Steven Senne/AP

Romney previews more general-election themes

GOP candidate accuses Obama of a 'government-centered society.'

BROOMALL, Pa. – Proceeding with his pivot toward the general election, Mitt Romney on Wednesday elaborated on the economic-based themes he will use to attack President Obama and Democrats.

Hours after blasting Obama in a speech to the American Society of News Editors, he rebuked the president for promoting a “government-centered society” and of “crushing the dreams … crushing the dreamers” through an overabundance of regulations, taxes and bureaucrats. And he accused the Democratic Party of being hostile to business.
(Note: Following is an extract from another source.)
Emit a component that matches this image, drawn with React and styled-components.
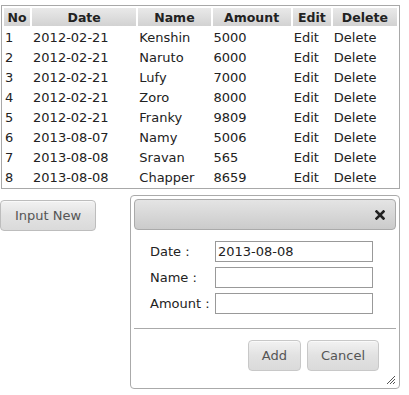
import React from "react";
import styled, { createGlobalStyle } from "styled-components";

const Global = createGlobalStyle`
  html, body { margin: 0; padding: 0; background: #fff; }
  body { font-family: "DejaVu Sans", Verdana, sans-serif; font-size: 13px; color: #222; }
`;

const Page = styled.div`
  padding: 5px 0 0 1px;
  width: 408px;
`;

const Table = styled.table`
  table-layout: fixed;
  border-collapse: separate;
  border-spacing: 2px;
  border: 1px solid #a8a8a8;
  width: 399px;
  font-size: 13px;
`;

const Th = styled.th`
  height: 18px;
  padding: 1px 0 0 0;
  box-sizing: border-box;
  font-size: 12.5px;
  font-weight: bold;
  color: #222;
  text-align: center;
  background: linear-gradient(#e9e9e9, #d2d2d2);
  line-height: 17px;
`;

const Td = styled.td`
  height: 18px;
  box-sizing: border-box;
  padding: 1px 0 0 1px;
  line-height: 17px;
  white-space: nowrap;
  overflow: hidden;
`;

const Lower = styled.div`
  display: flex;
  align-items: flex-start;
  margin-top: 6px;
  margin-left: -1px;
`;

const Button = styled.button`
  font-family: "DejaVu Sans", Verdana, sans-serif;
  font-size: 13px;
  color: #555;
  height: 31px;
  padding: 0 ${(p) => p.$px || 13}px;
  border: 1px solid #c8c8c8;
  border-radius: 4px;
  background: linear-gradient(#f2f2f2, #e2e2e2 50%, #dadada);
  box-shadow: inset 0 1px 0 rgba(255,255,255,0.6);
  cursor: pointer;
`;

const InputNew = styled(Button)`
  margin-top: 5px;
  width: 96px;
  border-color: #bdbdbd;
`;

const Dialog = styled.div`
  margin-left: 34px;
  width: 262px;
  height: 186px;
  padding: 3px;
  border: 1px solid #aaa;
  border-radius: 4px;
  background: #fff;
  position: relative;
  display: flex;
  flex-direction: column;
`;

const TitleBar = styled.div`
  height: 29px;
  border: 1px solid #aaa;
  border-radius: 4px;
  background: linear-gradient(#e4e4e4, #cbcbcb);
  display: flex;
  align-items: center;
  justify-content: flex-end;
  padding-right: 10px;
`;

const Close = styled.span`
  display: flex;
  width: 10px;
  height: 10px;
`;

const Form = styled.div`
  display: grid;
  grid-template-columns: 65px 158px;
  row-gap: 5px;
  padding: 11px 0 0 16px;
  align-items: center;
`;

const Label = styled.label`
  font-size: 13px;
  color: #222;
`;

const Input = styled.input`
  box-sizing: border-box;
  width: 158px;
  height: 21px;
  border: 1px solid #999;
  padding: 0 2px;
  font-family: "DejaVu Sans", Verdana, sans-serif;
  font-size: 13px;
  color: #222;
  outline: none;
`;

const ButtonPane = styled.div`
  margin-top: 14px;
  border-top: 1px solid #aaa;
  display: flex;
  justify-content: flex-end;
  gap: 6px;
  padding: 11px 17px 0 0;
`;

const Resize = styled.span`
  position: absolute;
  right: 3px;
  bottom: 3px;
  width: 10px;
  height: 10px;
  display: flex;
`;

const rows = [
  [1, "2012-02-21", "Kenshin", 5000],
  [2, "2012-02-21", "Naruto", 6000],
  [3, "2012-02-21", "Lufy", 7000],
  [4, "2012-02-21", "Zoro", 8000],
  [5, "2012-02-21", "Franky", 9809],
  [6, "2013-08-07", "Namy", 5006],
  [7, "2013-08-08", "Sravan", 565],
  [8, "2013-08-08", "Chapper", 8659],
];

export default function App() {
  return (
    <Page>
      <Global />
      <Table>
        <colgroup>
          <col style={{ width: 26 }} />
          <col style={{ width: 104 }} />
          <col style={{ width: 72 }} />
          <col style={{ width: 78 }} />
          <col style={{ width: 38 }} />
          <col style={{ width: 64 }} />
        </colgroup>
        <thead>
          <tr>
            <Th>No</Th>
            <Th>Date</Th>
            <Th>Name</Th>
            <Th>Amount</Th>
            <Th>Edit</Th>
            <Th>Delete</Th>
          </tr>
        </thead>
        <tbody>
          {rows.map((r) => (
            <tr key={r[0]}>
              <Td>{r[0]}</Td>
              <Td>{r[1]}</Td>
              <Td>{r[2]}</Td>
              <Td>{r[3]}</Td>
              <Td>Edit</Td>
              <Td>Delete</Td>
            </tr>
          ))}
        </tbody>
      </Table>
      <Lower>
        <InputNew>Input New</InputNew>
        <Dialog>
          <TitleBar>
            <Close>
              <svg width="10" height="10" viewBox="0 0 10 10">
                <path d="M1.5 1.5 L8.5 8.5 M8.5 1.5 L1.5 8.5" stroke="#222" strokeWidth="2.6" strokeLinecap="square" />
              </svg>
            </Close>
          </TitleBar>
          <Form>
            <Label>Date :</Label>
            <Input defaultValue="2013-08-08" />
            <Label>Name :</Label>
            <Input />
            <Label>Amount :</Label>
            <Input />
          </Form>
          <ButtonPane>
            <Button $px={13}>Add</Button>
            <Button $px={13}>Cancel</Button>
          </ButtonPane>
          <Resize>
            <svg width="10" height="10" viewBox="0 0 10 10">
              <path d="M9 1 L1 9 M9 4 L4 9 M9 7 L7 9" stroke="#555" strokeWidth="1" />
            </svg>
          </Resize>
        </Dialog>
      </Lower>
    </Page>
  );
}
“I listen to some of our out-of-touch liberal friends,” Romney told an enthusiastic crowd in this Philadelphia suburb. “And they always say they want a strong economy, but they don’t tend to like business very much. What they don’t understand is that the economy is the addition of all the businesses in the country together.”

As Romney has continued to pull away from his rivals in the Republican field, he has shifted back to depicting Obama as someone who is in over his head. "He just doesn't understand … he doesn't see how many people are struggling amidst his policies," Romney said.  

And he did not bother to ask audience members for their help in Pennsylvania’s Apr. 24 primary, but in helping him to "defeat Barack Obama next November."